Болезнь Бехтерева. Ремиссия - страница 2
Сегодня я вспоминаю об этом легко, без ужаса, но в те первые часы меня охватила настоящая паника. Никогда прежде я не испытывал такого безграничного страха. Мы с женой, молодые, красивые, уверенные в своих силах и своих талантах, оказались лицом к лицу с врагом, о котором мы ничего не знали и у которого не было имени. Оказывается, жизнь не подготовила нас к такой ситуации. Мы привыкли только к нормальным проявлениям жизни, а нормальное – это без болезней. Болезни лежали где-то за границей нашего бытия. Возможно, мы относили болезни к категории старческой, поэтому и жили так беззаботно? До старости надо ведь ещё дожить, она казалась чем-то нереальным, чем-то из «другой» жизни…
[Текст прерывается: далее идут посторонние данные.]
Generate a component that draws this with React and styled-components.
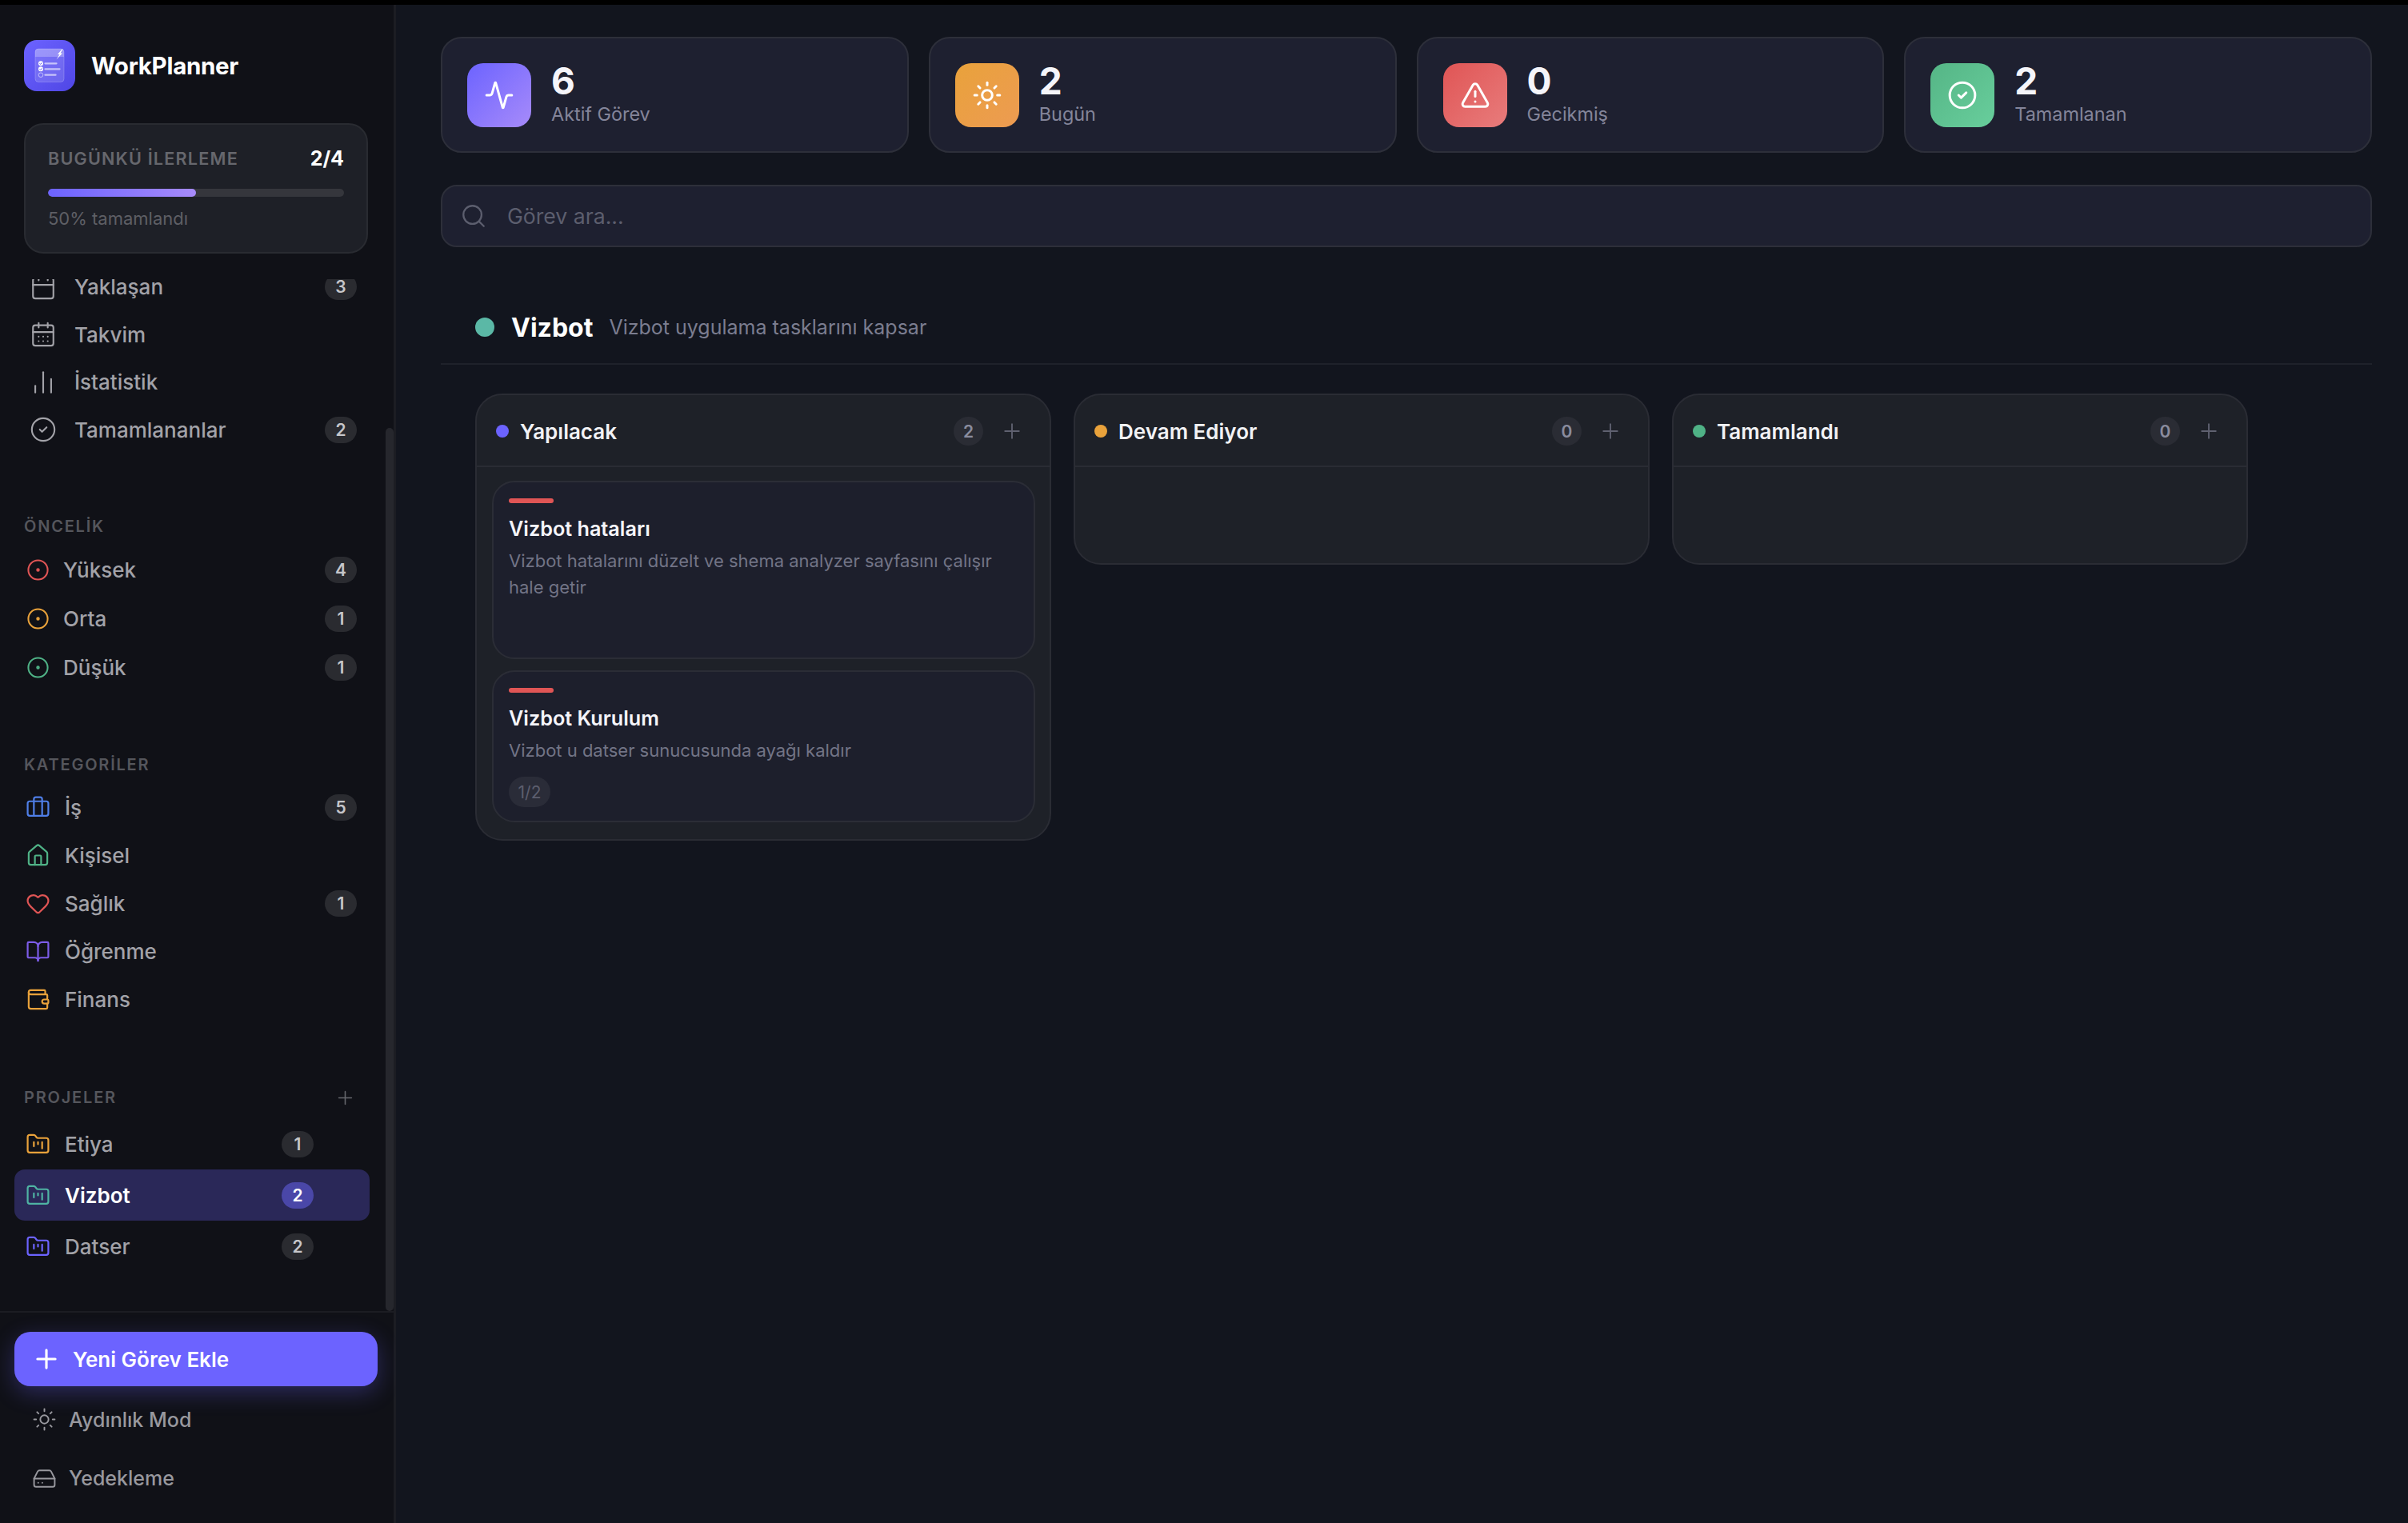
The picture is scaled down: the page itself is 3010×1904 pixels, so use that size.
import React from 'react';
import styled, { createGlobalStyle } from 'styled-components';
import {
  Activity, BookOpen, Briefcase, Calendar, CalendarDays, ChartNoAxesColumn, CircleCheck,
  CircleDot, FolderKanban, HardDrive, Heart, House, Plus, Search, Sun, TriangleAlert, Wallet,
} from 'lucide-react';

const GlobalStyle = createGlobalStyle`
  html, body { margin: 0; padding: 0; background: #000; }
  body { font-family: 'Inter', 'Noto Sans', sans-serif; -webkit-font-smoothing: antialiased; }
  * { box-sizing: border-box; }
`;

const Page = styled.div`
  width: 3010px;
  height: 1904px;
  padding-top: 6px;
  display: flex;
  overflow: hidden;
  background: #000;
`;

const Sidebar = styled.aside`
  width: 495px;
  flex-shrink: 0;
  display: flex;
  flex-direction: column;
  background: #101117;
  border-right: 3px solid #1c1d23;
`;

const Brand = styled.div`
  display: flex;
  align-items: center;
  gap: 20px;
  padding: 44px 30px 0;
`;

const BrandName = styled.div`
  font-size: 29.5px;
  font-weight: 700;
  letter-spacing: -0.3px;
  color: #fff;
`;

const ProgressCard = styled.div`
  margin: 40px 32px 32px 30px;
  height: 163px;
  padding: 28px 28px 0;
  background: #1e2027;
  border: 2px solid #292b31;
  border-radius: 24px;
`;

const ProgressHead = styled.div`
  display: flex;
  justify-content: space-between;
  align-items: center;
  height: 28px;
`;

const ProgressLabel = styled.span`
  font-size: 21.6px;
  font-weight: 600;
  letter-spacing: 1.2px;
  color: #66676d;
`;

const ProgressCount = styled.span`
  font-size: 25px;
  font-weight: 700;
  color: #fff;
`;

const Track = styled.div`
  height: 10px;
  margin-top: 24px;
  border-radius: 5px;
  background: #35363c;
  overflow: hidden;
`;

const Fill = styled.div`
  height: 100%;
  border-radius: 5px;
  background: linear-gradient(90deg, #6c63ff, #a78bfa);
`;

const ProgressNote = styled.div`
  margin-top: 14px;
  font-size: 22px;
  color: #5e5f65;
`;

const NavScroll = styled.div`
  position: relative;
  flex: 1;
  min-height: 0;
  overflow: hidden;
`;

const NavInner = styled.div`
  margin-top: -20px;
`;

const Thumb = styled.div`
  position: absolute;
  right: 0;
  top: 186px;
  bottom: 0;
  width: 10px;
  border-radius: 5px;
  background: #26272d;
`;

const Group = styled.section`
  margin-top: ${p => p.$top || 0}px;
  padding-right: 30px;
`;

const GroupLabel = styled.div`
  display: flex;
  justify-content: space-between;
  align-items: center;
  height: 26px;
  margin-bottom: ${p => p.$gap}px;
  padding: 0 17px 0 30px;
  font-size: 20px;
  font-weight: 600;
  letter-spacing: 1.8px;
  color: #55565c;
`;

const Row = styled.div`
  display: flex;
  align-items: center;
  height: ${p => p.$h}px;
  margin-left: 18px;
  padding-left: ${p => p.$pad}px;
  padding-right: ${p => p.$right}px;
  gap: ${p => p.$gap}px;
  font-size: 26px;
  font-weight: ${p => (p.$active ? 600 : 500)};
  color: ${p => (p.$active ? '#fff' : '#a2a2a8')};
  background: ${p => (p.$active ? '#2a2858' : 'transparent')};
  border-radius: 13px;
`;

const RowText = styled.span`
  flex: 1;
`;

const Badge = styled.span`
  min-width: 40px;
  height: 33px;
  padding: 0 13px;
  display: flex;
  align-items: center;
  justify-content: center;
  border-radius: 17px;
  font-size: 21px;
  font-weight: 600;
  color: ${p => (p.$active ? '#fff' : '#c6c6ca')};
  background: ${p => (p.$active ? '#4a47a8' : '#2a2b30')};
`;

const SidebarFoot = styled.div`
  height: 265px;
  padding: 24px 20px 0 18px;
  border-top: 2px solid #1c1d23;
`;

const AddButton = styled.div`
  display: flex;
  align-items: center;
  gap: 14px;
  height: 68px;
  margin-bottom: 5px;
  padding-left: 21px;
  background: #6c63ff;
  border-radius: 20px;
  box-shadow: 0 8px 28px rgba(108, 99, 255, 0.3);
  font-size: 26px;
  font-weight: 600;
  color: #fff;
`;

const FootLink = styled.div`
  display: flex;
  align-items: center;
  gap: 15px;
  height: 73.5px;
  padding-left: 22px;
  font-size: 25px;
  font-weight: 500;
  color: #98989e;
`;

const Main = styled.main`
  flex: 1;
  min-width: 0;
  padding: 40px 45px 0 56px;
  background: #12151e;
`;

const StatGrid = styled.div`
  display: grid;
  grid-template-columns: repeat(4, 1fr);
  gap: 25px;
`;

const StatCard = styled.div`
  display: flex;
  align-items: center;
  gap: 25px;
  height: 145px;
  padding: 0 31px;
  background: #1e2030;
  border: 2px solid #2d2f3a;
  border-radius: 26px;
`;

const StatTile = styled.div`
  width: 80px;
  height: 80px;
  flex-shrink: 0;
  display: flex;
  align-items: center;
  justify-content: center;
  border-radius: 20px;
  background: linear-gradient(135deg, ${p => p.$from}, ${p => p.$to});
`;

const StatText = styled.div`
  padding-bottom: 6px;
`;

const StatValue = styled.div`
  font-size: 46px;
  line-height: 54px;
  font-weight: 700;
  color: #f5f5fa;
`;

const StatLabel = styled.div`
  font-size: 23.4px;
  line-height: 30px;
  color: #84859a;
`;

const SearchBox = styled.div`
  display: flex;
  align-items: center;
  gap: 25px;
  height: 78px;
  margin-top: 40px;
  padding: 0 22px;
  background: #1e2030;
  border: 2px solid #2d2f3a;
  border-radius: 20px;
  font-size: 26.6px;
  color: #5c5e6e;
`;

const ProjectHead = styled.div`
  display: flex;
  align-items: center;
  height: 90px;
  margin-top: 57px;
  padding: 0 0 2px 43px;
  border-bottom: 2px solid #1f222b;
`;

const ProjectDot = styled.span`
  width: 24px;
  height: 24px;
  border-radius: 50%;
  background: #5bb8a6;
  margin-right: 21px;
`;

const ProjectName = styled.span`
  font-size: 32px;
  font-weight: 700;
  color: #fff;
  margin-right: 20px;
`;

const ProjectNote = styled.span`
  font-size: 25px;
  color: #7b7d90;
`;

const Board = styled.div`
  display: flex;
  align-items: flex-start;
  gap: 28px;
  margin-top: 36px;
  padding-left: 43px;
`;

const Column = styled.div`
  width: 720px;
  background: #1e2128;
  border: 2px solid #2a2c34;
  border-radius: 34px;
`;

const ColumnHead = styled.div`
  display: flex;
  align-items: center;
  height: 90px;
  padding: 2px 32px 0 24px;
  border-bottom: 2px solid #2a2c34;
`;

const ColumnDot = styled.span`
  width: 16px;
  height: 16px;
  border-radius: 50%;
  background: ${p => p.$color};
  margin-right: 14px;
`;

const ColumnTitle = styled.span`
  flex: 1;
  font-size: 26px;
  font-weight: 600;
  color: #f2f2f5;
`;

const ColumnCount = styled.span`
  width: 37px;
  height: 36px;
  display: flex;
  align-items: center;
  justify-content: center;
  border-radius: 50%;
  margin-right: 21px;
  font-size: 21px;
  font-weight: 600;
  color: #8a8c9e;
  background: #2a2c34;
`;

const ColumnBody = styled.div`
  display: flex;
  flex-direction: column;
  gap: 14px;
  min-height: 120px;
  padding: 17px 18px 21px 19px;
`;

const TaskCard = styled.div`
  min-height: ${p => p.$min || 0}px;
  padding: 20px 20px 17px 19px;
  background: #1d1f2c;
  border: 2px solid #2b2d36;
  border-radius: 28px;
`;

const TaskBar = styled.div`
  width: 56px;
  height: 6px;
  border-radius: 3px;
  background: #e05555;
`;

const TaskTitle = styled.div`
  margin-top: 16px;
  font-size: 25.2px;
  line-height: 32px;
  font-weight: 600;
  color: #f5f5fa;
`;

const TaskText = styled.div`
  margin-top: 8px;
  font-size: 22px;
  line-height: 33px;
  color: #727486;
`;

const TaskChip = styled.span`
  display: inline-flex;
  align-items: center;
  justify-content: center;
  width: 52px;
  height: 38px;
  margin-top: 16px;
  border-radius: 19px;
  font-size: 21px;
  color: #5c5e6e;
  background: #2a2c38;
`;

const Logo = () => (
  <svg width="64" height="64" viewBox="0 0 64 64">
    <defs>
      <linearGradient id="logoBg" x1="0" y1="0" x2="1" y2="1">
        <stop offset="0" stopColor="#6c63ff" />
        <stop offset="1" stopColor="#4f46e5" />
      </linearGradient>
    </defs>
    <rect width="64" height="64" rx="16" fill="url(#logoBg)" />
    <rect x="14" y="11" width="36" height="41.5" rx="4" fill="#fff" fillOpacity="0.14" stroke="#fff" strokeOpacity="0.2" />
    <path d="M14 15a4 4 0 0 1 4-4h28a4 4 0 0 1 4 4v6H14z" fill="#fff" fillOpacity="0.25" />
    <path d="M47.5 11.5l-5.5 6.5h2.5l-4 6.5 7.5-8h-2.5l3-5z" fill="#fff" />
    <circle cx="21" cy="29.3" r="3" fill="#fff" />
    <circle cx="21" cy="36.3" r="3" fill="#fff" />
    <circle cx="21" cy="43.7" r="2.8" fill="none" stroke="#fff" strokeOpacity="0.6" strokeWidth="0.9" />
    <path d="M19.6 29.3l1 1.1 1.9-2M19.6 36.3l1 1.1 1.9-2" fill="none" stroke="#4f46e5" strokeWidth="0.9" />
    <path d="M26.5 29.3h14M26.5 36.3h18M26.5 43.7h13" stroke="#fff" strokeOpacity="0.6" strokeWidth="2.3" strokeLinecap="round" />
  </svg>
);

const mainNav = [
  { label: 'Yaklaşan', Icon: Calendar, count: 3 },
  { label: 'Takvim', Icon: CalendarDays },
  { label: 'İstatistik', Icon: ChartNoAxesColumn },
  { label: 'Tamamlananlar', Icon: CircleCheck, count: 2 },
];

const priorities = [
  { label: 'Yüksek', color: '#e05555', count: 4 },
  { label: 'Orta', color: '#e9a23b', count: 1 },
  { label: 'Düşük', color: '#4fb286', count: 1 },
];

const categories = [
  { label: 'İş', Icon: Briefcase, color: '#4f7fe8', count: 5 },
  { label: 'Kişisel', Icon: House, color: '#4fb286' },
  { label: 'Sağlık', Icon: Heart, color: '#e05555', count: 1 },
  { label: 'Öğrenme', Icon: BookOpen, color: '#7c5ce8' },
  { label: 'Finans', Icon: Wallet, color: '#e9a23b' },
];

const projects = [
  { label: 'Etiya', color: '#e9a23b', count: 1 },
  { label: 'Vizbot', color: '#4fb3a3', count: 2, active: true },
  { label: 'Datser', color: '#6c63ff', count: 2 },
];

const stats = [
  { value: 6, label: 'Aktif Görev', Icon: Activity, from: '#6c63ff', to: '#a78bfa' },
  { value: 2, label: 'Bugün', Icon: Sun, from: '#e9a23b', to: '#ed9b52' },
  { value: 0, label: 'Gecikmiş', Icon: TriangleAlert, from: '#e05555', to: '#e87c7c' },
  { value: 2, label: 'Tamamlanan', Icon: CircleCheck, from: '#55b586', to: '#68ce9c' },
];

const columns = [
  {
    title: 'Yapılacak',
    color: '#6c63ff',
    tasks: [
      {
        title: 'Vizbot hataları',
        text: 'Vizbot hatalarını düzelt ve shema analyzer sayfasını çalışır hale getir',
        min: 223,
      },
      { title: 'Vizbot Kurulum', text: 'Vizbot u datser sunucusunda ayağı kaldır', chip: '1/2' },
    ],
  },
  { title: 'Devam Ediyor', color: '#e9a23b', tasks: [] },
  { title: 'Tamamlandı', color: '#4fb286', tasks: [] },
];

export default function App() {
  return (
    <Page>
      <GlobalStyle />
      <Sidebar>
        <Brand>
          <Logo />
          <BrandName>WorkPlanner</BrandName>
        </Brand>
        <ProgressCard>
          <ProgressHead>
            <ProgressLabel>BUGÜNKÜ İLERLEME</ProgressLabel>
            <ProgressCount>2/4</ProgressCount>
          </ProgressHead>
          <Track><Fill style={{ width: '50%' }} /></Track>
          <ProgressNote>50% tamamlandı</ProgressNote>
        </ProgressCard>
        <NavScroll>
          <NavInner>
            <Group>
              {mainNav.map(({ label, Icon, count }) => (
                <Row key={label} $h={59.5} $pad={19} $right={16} $gap={22}>
                  <Icon size={34} strokeWidth={1.5} color="#a2a2a8" />
                  <RowText>{label}</RowText>
                  {count && <Badge>{count}</Badge>}
                </Row>
              ))}
            </Group>
            <Group $top={78}>
              <GroupLabel $gap={10.5}>ÖNCELİK</GroupLabel>
              {priorities.map(({ label, color, count }) => (
                <Row key={label} $h={61} $pad={15} $right={16} $gap={17}>
                  <CircleDot size={29} strokeWidth={1.7} color={color} />
                  <RowText>{label}</RowText>
                  <Badge>{count}</Badge>
                </Row>
              ))}
            </Group>
            <Group $top={78.5}>
              <GroupLabel $gap={11}>KATEGORİLER</GroupLabel>
              {categories.map(({ label, Icon, color, count }) => (
                <Row key={label} $h={59.9} $pad={14} $right={16} $gap={18}>
                  <Icon size={31} strokeWidth={1.7} color={color} />
                  <RowText>{label}</RowText>
                  {count && <Badge>{count}</Badge>}
                </Row>
              ))}
            </Group>
            <Group $top={80}>
              <GroupLabel $gap={13}>
                PROJELER
                <Plus size={27} strokeWidth={1.4} color="#66676d" />
              </GroupLabel>
              {projects.map(({ label, color, count, active }) => (
                <Row key={label} $h={64} $pad={14} $right={70} $gap={18} $active={active}>
                  <FolderKanban size={31} strokeWidth={1.7} color={color} />
                  <RowText>{label}</RowText>
                  <Badge $active={active}>{count}</Badge>
                </Row>
              ))}
            </Group>
          </NavInner>
          <Thumb />
        </NavScroll>
        <SidebarFoot>
          <AddButton>
            <Plus size={38} strokeWidth={2} />
            Yeni Görev Ekle
          </AddButton>
          <FootLink><Sun size={31} strokeWidth={1.5} />Aydınlık Mod</FootLink>
          <FootLink><HardDrive size={31} strokeWidth={1.5} />Yedekleme</FootLink>
        </SidebarFoot>
      </Sidebar>
      <Main>
        <StatGrid>
          {stats.map(({ value, label, Icon, from, to }) => (
            <StatCard key={label}>
              <StatTile $from={from} $to={to}>
                <Icon size={38} strokeWidth={1.9} color="#fff" />
              </StatTile>
              <StatText>
                <StatValue>{value}</StatValue>
                <StatLabel>{label}</StatLabel>
              </StatText>
            </StatCard>
          ))}
        </StatGrid>
        <SearchBox>
          <Search size={34} strokeWidth={1.6} color="#5c5e6e" />
          Görev ara...
        </SearchBox>
        <ProjectHead>
          <ProjectDot />
          <ProjectName>Vizbot</ProjectName>
          <ProjectNote>Vizbot uygulama tasklarını kapsar</ProjectNote>
        </ProjectHead>
        <Board>
          {columns.map(col => (
            <Column key={col.title}>
              <ColumnHead>
                <ColumnDot $color={col.color} />
                <ColumnTitle>{col.title}</ColumnTitle>
                <ColumnCount>{col.tasks.length}</ColumnCount>
                <Plus size={30} strokeWidth={1.5} color="#5f6170" />
              </ColumnHead>
              <ColumnBody>
                {col.tasks.map(task => (
                  <TaskCard key={task.title} $min={task.min}>
                    <TaskBar />
                    <TaskTitle>{task.title}</TaskTitle>
                    <TaskText>{task.text}</TaskText>
                    {task.chip && <TaskChip>{task.chip}</TaskChip>}
                  </TaskCard>
                ))}
              </ColumnBody>
            </Column>
          ))}
        </Board>
      </Main>
    </Page>
  );
}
Но жизнь решила научить нас уму-разуму и показать, что здоровье – это очень важно, может быть, – важнее всего… Жестокий урок. Беспощадный. В те минуты я, конечно, не размышлял в этой плоскости, меня не интересовали уроки судьбы, мне хотелось, чтобы кошмар прекратился. Я никогда не предполагал, что боль может быть столь изнуряющей. Боль издевалась надо мной. Она впивалась в меня при малейшей попытке шевельнуться.
Разумеется, я решил, что к утру всё пройдёт само собой. Уверен был в этом, потому что в жизни не может быть так много боли и такой «несправедливости». А это ведь была несправедливость: меня, молодого и талантливого, привыкшего бегать и прыгать, приколотили к кровати. Без предупреждения. Без предварительных переговоров…
Так мне казалось.
Но предупреждения-то были. Прихрамывание и колющая боль в ягодице. Я даже пытался расспрашивать у врачей.
Кто же виноват?
Сейчас я точно знаю, что виновата моя беспечность и моя необразованность. Поймите правильно: я окончил МГИМО, был не только экономистом-международником, но и военным переводчиком, знал превосходно два языка, затем поступил в Институт кинематографии, где обучился профессии режиссёра документальных фильмов. И всё же я вынужден признать, что был необразован. Только моя болезнь начала понемногу разворачивать меня лицом к другим знаниям, возможно, более важным, чем всё то, чему меня учили в двух институтах. Очень медленно и с огромным опозданием я начал постигать науку здоровья…
Жизнь – это движение. Я допустил безответственно, бросив спорт. Я превратил письменный стол в моё главное жизненное пространство и тем самым позволил крохотной неприятности, засевшей где-то в спине, вырасти в настоящую катастрофу. Подобно ядерному взрыву болезнь смела все мои дела, испепелила мои привычки, уничтожила все прежние ценности, оставив одно – беспомощность и страдание. Мало кто способен понять, что это такое – неподвижно лежать день за днём, уставившись в потолок. Я был не в состоянии даже чихнуть из-за того, что боль пресекала любое мышечное усилие. В те дни высморкаться было для меня непосильной задачей – всё равно что сдвинуть с места товарный поезд.
Жизнь вовсе не потеряла смысл, но от всего, что недавно имело значение, почти не осталось следа. Смысл стал заключаться в одном: обмануть боль. При помощи жены я пытался переворачиваться на бок, делая это очень-очень медленно, то есть как бы не напрягая мышцы. Совсем без напряжения, конечно, не получалось, но если двигаться по чуть-чуть, почти незаметно, растягивая на несколько минут движение, на которое раньше затрачивалась одна секунда, то боль проявлялась не в столь резкой форме. Понятно, что боль никуда не уходила, но мелкими порциями её легче было принимать. Так что смысл жизни поменялся. Ни о каких удовольствиях не было и речи.